Bernadac also quotes Choumoff himself who wrote the following in his book about the Mauthausen gas chamber:
“Finally, a day or two before our transfer to Mauthausen on Saturday, April 28, I took a chance in giving the information (about the gassings) to one of our Yugoslav comrades, G. Milikitch. So I can certify that I was fully aware that gassings were taking place at Mauthausen during this final period. Up until the last minute, a number of efforts were made by the international Resistance organization of Mauthausen prisoners to save the men who had been confined to camp 3. After receiving the news, transmitted by V. Busek, a particularly effective effort was made to deal with Schutzhaftlagerführer Bachmayer. S. Krukowski reports on this in his book Mauthausen (Stefan Krukowski, Mauthausen, published in Warsaw in 1966). The lead in this was taken by a Polish prisoner, Doctor W. Czaplinski (No. 279), who had sometimes taken care of Bachmayer’s family. This initiative is supposed to have contributed to the return of the prisoners in camp 3 to the Krankenlager, instead of going to the gas chamber. Further efforts were organized on behalf of those whose execution appeared imminent, on other grounds. Outstanding among these were the thirty-four Austrian Resistance fighters, whose final tragedy was recounted by Marsalek (Hans Marsalek: “Die letzten Tage im KZ Mauthausen” published in Der neue Mahnruf in April 1970 in Vienna). All of them, with one exception, were among the forty-three gassed on April 28. It appears that after April 29, certain installations of the gas chamber were destroyed. It is certain that gassings were still taking place during the night of April 28-29, because I distinctly remember a dozen “civilians” who arrived after our transfer from Gusen on the afternoon of the 28th. There were both men and women, and among them a white-haired couple that I can’t forget. They stood along the wall to the right of the entry for a long time, and disappeared that night…”

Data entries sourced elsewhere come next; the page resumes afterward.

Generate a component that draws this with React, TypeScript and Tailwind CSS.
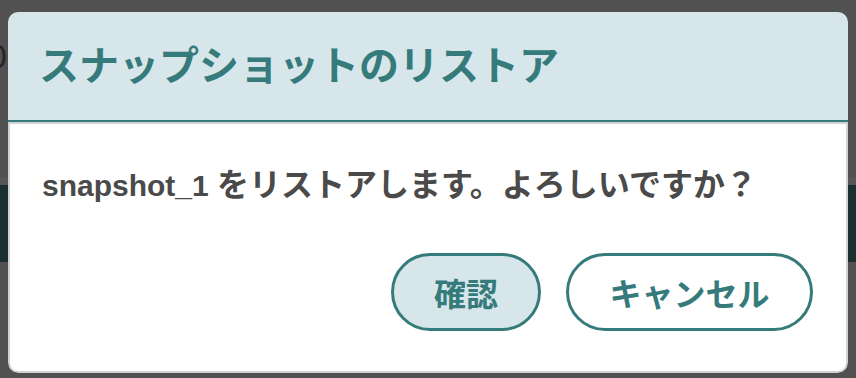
const App = () => {
  const teal = "text-[#367b7b]";

  return (
    <div className="relative h-[378px] w-full overflow-hidden bg-[#515151] font-['Liberation_Sans','Noto_Sans_CJK_JP',sans-serif]">
      {/* page behind the overlay */}
      <div className="flex flex-col">
        <div className="ml-[-12px] mt-[36px] h-[40px] text-[34px] leading-[40px] text-[#262626]">0</div>
        <div className="mt-[101px] h-[8px] bg-[#565656]" />
        <div className="h-[77px] bg-[#1b3131]" />
      </div>

      {/* dialog */}
      <div className="absolute left-[8px] top-[12px] flex w-[840px] flex-col overflow-hidden rounded-[10px]">
        <div className="flex h-[110px] items-center border-b-2 border-[#367b7b] bg-[#d7e6ea] px-[31px] pb-[6px]">
          <h2 className={`${teal} font-['Noto_Sans_CJK_JP',sans-serif] text-[40px] font-bold leading-none`}>
            スナップショットのリストア
          </h2>
        </div>

        <div className="flex flex-col rounded-b-[10px] border-2 border-[#d2d2d2] bg-white pb-[40px] pl-[32px] pr-[33px] pt-[40px]">
          <p className="h-[36px] font-bold leading-[36px] text-[#4a4a4a]">
            <span className="text-[30px]">snapshot_1 </span>
            <span className="font-['Noto_Sans_CJK_JP',sans-serif] text-[32px]">をリストアします。よろしいですか？</span>
          </p>

          <div className="mt-[53px] flex justify-end gap-[25px]">
            <button
              className={`${teal} flex h-[78px] w-[150px] items-center justify-center rounded-full border-[3px] border-[#367b7b] bg-[#d7e6ea] font-['Noto_Sans_CJK_JP',sans-serif] text-[32px] font-bold`}
            >
              確認
            </button>
            <button
              className={`${teal} flex h-[78px] w-[247px] items-center justify-center rounded-full border-[3px] border-[#367b7b] bg-white font-['Noto_Sans_CJK_JP',sans-serif] text-[32px] font-bold`}
            >
              キャンセル
            </button>
          </div>
        </div>
      </div>
    </div>
  );
};

export default App;
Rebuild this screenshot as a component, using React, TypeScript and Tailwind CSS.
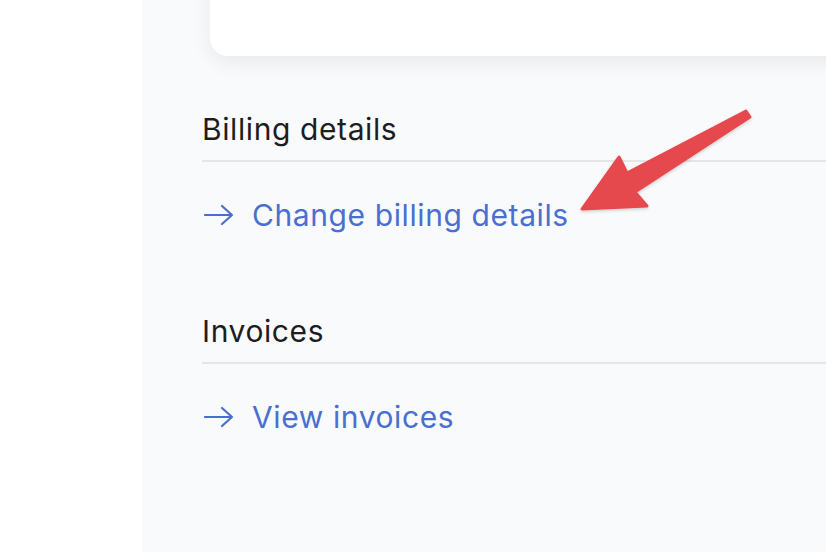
import React from 'react';

const ArrowRight: React.FC = () => (
  <svg width="32" height="22" viewBox="0 0 32 22" fill="none" className="shrink-0">
    <path d="M3 11H30M20 2l10 9-10 9" stroke="currentColor" strokeWidth="2.2" strokeLinecap="round" strokeLinejoin="round" />
  </svg>
);

type SectionProps = {
  title: string;
  link: string;
};

const Section: React.FC<SectionProps> = ({ title, link }) => (
  <div>
    <h2 className="text-[30px] leading-[36px] tracking-[0.6px] text-[#1d1d1f] pb-[13px] border-b-2 border-[#e5e6e8]">{title}</h2>
    <a href="#" className="mt-[35px] flex items-center gap-[18px] text-[#4a6fd1] text-[30px] leading-[36px] tracking-[0.6px]">
      <ArrowRight />
      <span>{link}</span>
    </a>
  </div>
);

const App: React.FC = () => {
  return (
    <div className="relative w-[826px] h-[552px] overflow-hidden bg-white flex" style={{ fontFamily: 'Inter, "Noto Sans", sans-serif' }}>
      <div className="w-[142px] shrink-0" />
      <div className="flex-1 bg-[#f9fafb] pl-[60px]">
        {/* Card above, cut off by the viewport */}
        <div className="-mt-[100px] ml-[8px] -mr-[40px] h-[156px] bg-white rounded-[18px] shadow-[0_6px_20px_rgba(0,0,0,0.07)]" />

        <div className="mt-[55px] flex flex-col gap-[80px]">
          <Section title="Billing details" link="Change billing details" />
          <Section title="Invoices" link="View invoices" />
        </div>
      </div>

      {/* Annotation arrow */}
      <svg className="absolute inset-0 pointer-events-none" width="826" height="552" viewBox="0 0 826 552">
        <defs>
          <filter id="sh" x="-20%" y="-20%" width="140%" height="140%">
            <feDropShadow dx="0" dy="1.5" stdDeviation="1.5" floodColor="#000" floodOpacity="0.18" />
          </filter>
        </defs>
        <polygon
          points="582,209 619,157 627,173 746,111 750,117 635,192 647,206"
          fill="#e5484d"
          stroke="#e5484d"
          strokeWidth="3"
          strokeLinejoin="round"
          filter="url(#sh)"
        />
      </svg>
    </div>
  );
};

export default App;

Choumoff included an excerpt taken from the unpublished statement of Manuel Falo, No. 4639, dated September 19, 1969, which Bernadac quoted in his book, as follows:
“He (Falo) happened to see one of the gassings, which usually occurred at night. He was lodged in Block 11, facing the bunker. One night, in mid-1944, at about ten o’clock, he caught sight of a convoy of Russians coming in. The S.S. with Ziereis and Bachmayer present, made them undress on the assembly court, and then go down the dungeon stairs…Later the S.S. called the prisoners out from block 11, and Ziereis threatened them: “You have seen everything. If there is a breach of discipline, you go to the Krematorium.” One of the Kapos of the Krematorium kommando, whom Falo knew slightly, told him afterwards that they wanted to speed up the action, and that there was a real massacre with swinging axes so that they could pile more victims into the gas chamber.”
Choumoff gave the following statistics for the gassings at Mauthausen and Gusen, as quoted in Bernadac’s book:
For the installed gas chamber at Mauthausen: 4000; for the mobile gas chamber (Sauer truck): 1,560; Hartheim: 28,000 to 30,000 of which 4,600 to 8,000 came from Gusen or Mauthausen; finally occasional gassings in Gusen: 800. Total 34,000. At least 11,000 of these 34,000 were registered at Mauthausen or Gusen.
Thirty-four thousand gassed.
Who was it that said that the gas chamber at Mauthausen was a myth?